* _WORK TO COMPLETE_
With the images removed, repeat the data below exactly.

+===+

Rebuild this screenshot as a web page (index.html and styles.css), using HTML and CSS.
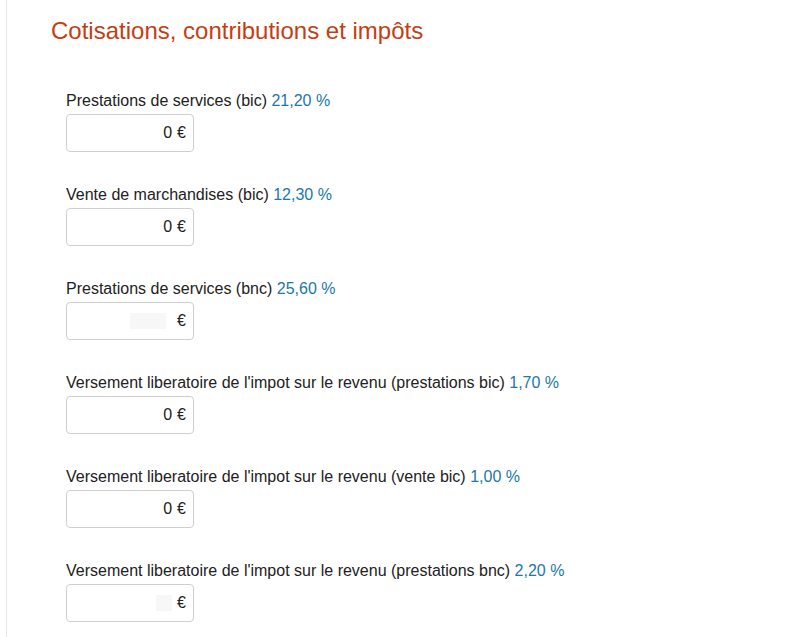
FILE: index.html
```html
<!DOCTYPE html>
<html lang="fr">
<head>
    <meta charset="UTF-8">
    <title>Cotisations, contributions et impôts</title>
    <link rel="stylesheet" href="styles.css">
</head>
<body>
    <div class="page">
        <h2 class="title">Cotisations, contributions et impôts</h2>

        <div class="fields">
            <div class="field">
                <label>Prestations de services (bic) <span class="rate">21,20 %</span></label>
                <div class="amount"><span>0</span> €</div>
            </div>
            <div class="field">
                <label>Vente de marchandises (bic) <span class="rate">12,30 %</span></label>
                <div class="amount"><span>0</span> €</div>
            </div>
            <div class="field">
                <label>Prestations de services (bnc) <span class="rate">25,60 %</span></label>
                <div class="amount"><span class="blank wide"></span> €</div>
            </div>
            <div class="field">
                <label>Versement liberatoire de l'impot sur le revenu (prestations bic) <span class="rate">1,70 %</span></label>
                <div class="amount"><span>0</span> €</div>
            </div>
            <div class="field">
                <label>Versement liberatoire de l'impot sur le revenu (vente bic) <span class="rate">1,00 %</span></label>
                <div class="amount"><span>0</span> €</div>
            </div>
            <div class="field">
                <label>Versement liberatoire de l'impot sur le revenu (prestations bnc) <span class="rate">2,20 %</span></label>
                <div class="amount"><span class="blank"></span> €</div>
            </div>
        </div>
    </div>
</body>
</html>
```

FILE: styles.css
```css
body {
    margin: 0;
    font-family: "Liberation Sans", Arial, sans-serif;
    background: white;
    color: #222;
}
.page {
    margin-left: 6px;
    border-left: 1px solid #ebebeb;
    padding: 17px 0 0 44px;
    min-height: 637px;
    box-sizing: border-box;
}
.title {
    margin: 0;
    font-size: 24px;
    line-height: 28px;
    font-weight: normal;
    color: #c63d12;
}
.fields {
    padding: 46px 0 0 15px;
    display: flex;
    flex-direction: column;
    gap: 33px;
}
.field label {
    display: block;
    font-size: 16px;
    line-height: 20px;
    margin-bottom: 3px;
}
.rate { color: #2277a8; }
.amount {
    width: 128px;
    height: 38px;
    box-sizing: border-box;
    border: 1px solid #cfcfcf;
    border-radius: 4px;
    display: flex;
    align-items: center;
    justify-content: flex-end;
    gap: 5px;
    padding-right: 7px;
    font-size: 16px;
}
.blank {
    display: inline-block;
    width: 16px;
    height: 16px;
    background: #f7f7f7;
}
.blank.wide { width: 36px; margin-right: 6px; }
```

+===+

* _PROBLEM SOLUTION_
Rebuild this screenshot as a web page (index.html and styles.css), using HTML and CSS.
FILE: index.html
```html
<!DOCTYPE html>
<html lang="fr">
<head>
    <meta charset="UTF-8">
    <title>Cotisations, contributions et impôts</title>
    <link rel="stylesheet" href="styles.css">
</head>
<body>
    <div class="page">
        <h2 class="title">Cotisations, contributions et impôts</h2>

        <div class="fields">
            <div class="field">
                <label>Prestations de services (bic) <span class="rate">21,20 %</span></label>
                <div class="amount"><span>0</span> €</div>
            </div>
            <div class="field">
                <label>Vente de marchandises (bic) <span class="rate">12,30 %</span></label>
                <div class="amount"><span>0</span> €</div>
            </div>
            <div class="field">
                <label>Prestations de services (bnc) <span class="rate">25,60 %</span></label>
                <div class="amount"><span class="blank wide"></span> €</div>
            </div>
            <div class="field">
                <label>Versement liberatoire de l'impot sur le revenu (prestations bic) <span class="rate">1,70 %</span></label>
                <div class="amount"><span>0</span> €</div>
            </div>
            <div class="field">
                <label>Versement liberatoire de l'impot sur le revenu (vente bic) <span class="rate">1,00 %</span></label>
                <div class="amount"><span>0</span> €</div>
            </div>
            <div class="field">
                <label>Versement liberatoire de l'impot sur le revenu (prestations bnc) <span class="rate">2,20 %</span></label>
                <div class="amount"><span class="blank"></span> €</div>
            </div>
        </div>
    </div>
</body>
</html>
```

FILE: styles.css
```css
body {
    margin: 0;
    font-family: "Liberation Sans", Arial, sans-serif;
    background: white;
    color: #222;
}
.page {
    margin-left: 6px;
    border-left: 1px solid #ebebeb;
    padding: 17px 0 0 44px;
    min-height: 637px;
    box-sizing: border-box;
}
.title {
    margin: 0;
    font-size: 24px;
    line-height: 28px;
    font-weight: normal;
    color: #c63d12;
}
.fields {
    padding: 46px 0 0 15px;
    display: flex;
    flex-direction: column;
    gap: 33px;
}
.field label {
    display: block;
    font-size: 16px;
    line-height: 20px;
    margin-bottom: 3px;
}
.rate { color: #2277a8; }
.amount {
    width: 128px;
    height: 38px;
    box-sizing: border-box;
    border: 1px solid #cfcfcf;
    border-radius: 4px;
    display: flex;
    align-items: center;
    justify-content: flex-end;
    gap: 5px;
    padding-right: 7px;
    font-size: 16px;
}
.blank {
    display: inline-block;
    width: 16px;
    height: 16px;
    background: #f7f7f7;
}
.blank.wide { width: 36px; margin-right: 6px; }
```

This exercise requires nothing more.